Overall, this landscape suggests a future rich with opportunity. But realizing the potential impact of GPMs demands clear-eyed caution: while it is now deceptively easy to spin up prototypes, transforming them into robust, reliable tools is a far more arduous task. [Sculley et al. (2014)] More crucial still is our need for rigorous measurement and feedback—whether in the construction of evaluation suites, the calibration of reward functions for reinforcement learning, or the design of sensible governance. No single discipline can shoulder this alone; chemists, policy experts, and computer scientists must broaden their ranks and collaborate. This is particularly since science has always benefited from embracing a diversity of approaches.
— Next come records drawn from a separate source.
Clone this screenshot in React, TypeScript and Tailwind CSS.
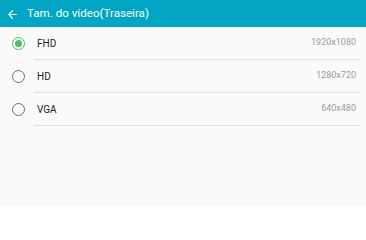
import { ArrowLeft } from "lucide-react";

const options = [
  { label: "FHD", res: "1920x1080", selected: true },
  { label: "HD", res: "1280x720", selected: false },
  { label: "VGA", res: "640x480", selected: false },
];

export default function App() {
  return (
    <div className="w-[366px] h-[206px] bg-[#fafafa] font-['Roboto',sans-serif] overflow-hidden">
      <div className="h-[27px] bg-[#00a6c4] flex items-center pl-[6px] text-white">
        <ArrowLeft size={13} strokeWidth={2.2} className="text-white/90 mt-[1px]" />
        <span className="ml-[8px] text-[11.6px] leading-none mt-[1px]">Tam. do vídeo(Traseira)</span>
      </div>

      <div>
        {options.map((o) => (
          <div key={o.label} className="flex items-center h-[33px]">
            <div className="w-[34px] flex justify-center pl-[2px]">
              {o.selected ? (
                <div className="w-[13px] h-[13px] rounded-full border-[1.5px] border-[#4cc05a] flex items-center justify-center">
                  <div className="w-[7px] h-[7px] rounded-full bg-[#4cc05a]" />
                </div>
              ) : (
                <div className="w-[13px] h-[13px] rounded-full border-[1.2px] border-[#707070]" />
              )}
            </div>
            <div className="flex-1 h-full mr-[6px] border-b border-[#e0e0e0] flex items-center justify-between pl-[3px] pr-[4px]">
              <span className="text-[10px] text-[#222]">{o.label}</span>
              <span className="text-[9px] text-[#9a9a9a]">{o.res}</span>
            </div>
          </div>
        ))}
      </div>
    </div>
  );
}
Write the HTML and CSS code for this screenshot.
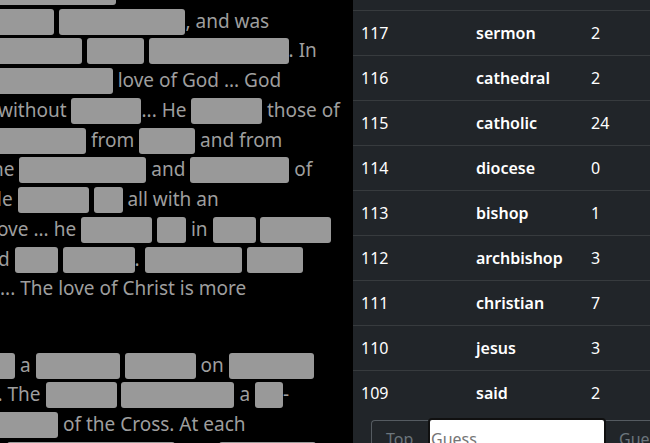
FILE: index.html
```html
<!DOCTYPE html>
<html lang="en">
<head>
<meta charset="utf-8">
<title>Redacted reader</title>
<link rel="stylesheet" href="styles.css">
</head>
<body>
<div class="page">
  <section class="reader">
    <div class="text">
      <div class="para">
        <div class="line s20"><span class="r" style="width:136px"></span></div>
        <div class="line s20"><span class="r" style="width:74px"></span> <span class="r" style="width:126.5px"></span>, and was</div>
        <div class="line s20"><span class="r" style="width:102px"></span> <span class="r" style="width:56.7px"></span> <span class="r" style="width:140px"></span>. In</div>
        <div class="line s20"><span class="r" style="width:132.7px"></span> love of God ... God</div>
        <div class="line s2">without <span class="r" style="width:70px"></span>... He <span class="r" style="width:70.5px"></span> those of</div>
        <div class="line s20"><span class="r" style="width:106px"></span> from <span class="r" style="width:56px"></span> and from</div>
        <div class="line s8">he <span class="r" style="width:127px"></span> and <span class="r" style="width:99px"></span> of</div>
        <div class="line s3">le <span class="r" style="width:71px"></span> <span class="r" style="width:29px"></span> all with an</div>
        <div class="line s3">ove ... he <span class="r" style="width:71px"></span> <span class="r" style="width:29px"></span> in <span class="r" style="width:43px"></span> <span class="r" style="width:71px"></span></div>
        <div class="line s2">d <span class="r" style="width:43px"></span> <span class="r" style="width:72px"></span>. <span class="r" style="width:97px"></span> <span class="r" style="width:56px"></span></div>
        <div class="line">... The love of Christ is more</div>
      </div>
      <div class="para next">
        <div class="line s20"><span class="r" style="width:35px"></span> a <span class="r" style="width:84px"></span> <span class="r" style="width:71px"></span> on <span class="r" style="width:85px"></span></div>
        <div class="line s2h">. The <span class="r" style="width:71px"></span> <span class="r" style="width:113px"></span> a <span class="r" style="width:28px"></span>-</div>
        <div class="line s20"><span class="r" style="width:78px"></span> of the Cross. At each</div>
        <div class="line s3">. <span class="r" style="width:168px"></span> and <span class="r" style="width:97px"></span></div>
      </div>
    </div>
  </section>
  <aside class="guesses">
    <div class="list">
      <div class="row"><span class="num">118</span><span class="word">church</span><span class="num">5</span></div>
      <div class="row"><span class="num">117</span><span class="word">sermon</span><span class="num">2</span></div>
      <div class="row"><span class="num">116</span><span class="word">cathedral</span><span class="num">2</span></div>
      <div class="row"><span class="num">115</span><span class="word">catholic</span><span class="num">24</span></div>
      <div class="row"><span class="num">114</span><span class="word">diocese</span><span class="num">0</span></div>
      <div class="row"><span class="num">113</span><span class="word">bishop</span><span class="num">1</span></div>
      <div class="row"><span class="num">112</span><span class="word">archbishop</span><span class="num">3</span></div>
      <div class="row"><span class="num">111</span><span class="word">christian</span><span class="num">7</span></div>
      <div class="row"><span class="num">110</span><span class="word">jesus</span><span class="num">3</span></div>
      <div class="row last"><span class="num">109</span><span class="word">said</span><span class="num">2</span></div>
    </div>
    <div class="guess-group">
      <span class="addon">Top</span>
      <input class="guess-input" type="text" placeholder="Guess">
      <button class="guess-btn" type="button">Guess</button>
    </div>
  </aside>
</div>
</body>
</html>
```
FILE: styles.css
```css
html, body {
  margin: 0;
  padding: 0;
  background: #000;
}

.page {
  display: flex;
  width: 650px;
  height: 443px;
  overflow: hidden;
  font-family: "Noto Sans", "DejaVu Sans", sans-serif;
}

.reader {
  width: 353px;
  flex: none;
  background: #000;
  overflow: hidden;
}

.text {
  margin-top: -23.25px;
  color: #9e9e9e;
  font-size: 19px;
}

.para.next {
  margin-top: 46.5px;
}

.line {
  height: 29.75px;
  line-height: 29.75px;
  white-space: nowrap;
}

.s20 { margin-left: -20px; }
.s8 { margin-left: -8px; }
.s3 { margin-left: -3px; }
.s2h { margin-left: -2.5px; }
.s2 { margin-left: -2px; }

.r {
  display: inline-block;
  height: 26px;
  margin-top: 2px;
  vertical-align: top;
  background: #999;
  border-radius: 3px;
}

.guesses {
  flex: 1;
  background: #212529;
  overflow: hidden;
  color: #fff;
  font-size: 16px;
}

.list {
  margin-top: -34px;
  width: 345px;
}

.row {
  display: grid;
  grid-template-columns: 115px 115px 115px;
  align-items: center;
  height: 45px;
  box-sizing: border-box;
  border-bottom: 1px solid #373b3e;
}

.row.last {
  height: 44px;
  border-bottom: 0;
}

.row > span {
  padding-left: 8px;
}

.num {
  font-weight: 400;
}

.word {
  font-weight: 600;
}

.guess-group {
  display: flex;
  margin: 5px 0 0 18px;
  height: 38px;
  width: 340px;
}

.addon {
  display: flex;
  align-items: center;
  width: 59px;
  box-sizing: border-box;
  padding-left: 14px;
  border: 1px solid #555b61;
  border-right: 0;
  border-radius: 4px 0 0 4px;
  color: #6c757d;
  font-size: 16px;
}

.guess-input {
  position: relative;
  z-index: 1;
  width: 174px;
  height: 38px;
  box-sizing: border-box;
  margin: 0;
  padding: 0 0 0 1px;
  border: 0;
  border-radius: 2px;
  background: #fff;
  box-shadow: 0 0 0 2px #101010;
  font-family: "Noto Sans", "DejaVu Sans", sans-serif;
  font-size: 16px;
  color: #212529;
}

.guess-input::placeholder {
  color: #757575;
}

.guess-btn {
  flex: none;
  height: 38px;
  margin: 0;
  padding: 0 14px;
  background: #212529;
  border: 1px solid #555b61;
  border-radius: 0 4px 4px 0;
  color: #6c757d;
  font-family: "Noto Sans", "DejaVu Sans", sans-serif;
  font-size: 16px;
}
```
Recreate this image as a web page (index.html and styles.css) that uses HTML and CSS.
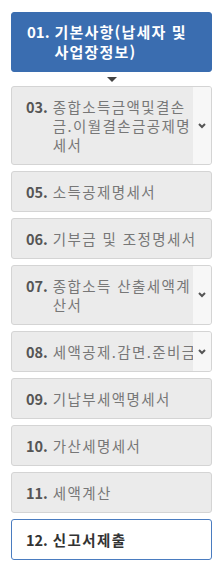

While GPM-powered approaches for science, such as “AI scientists”, hold promise, a myopic focus on “AI scientists” might lead to “scientific monocultures”.[Savitsky (2025)] We hope this review lowers the barrier to entry to the background and applications of GPMs in the chemical sciences, inviting a wider spectrum of contributors to adopt a systems-science mindset—and, in doing so, to help harness the best of what GPMs can offer for tackling the chemical sciences’ most persistent and pressing challenges.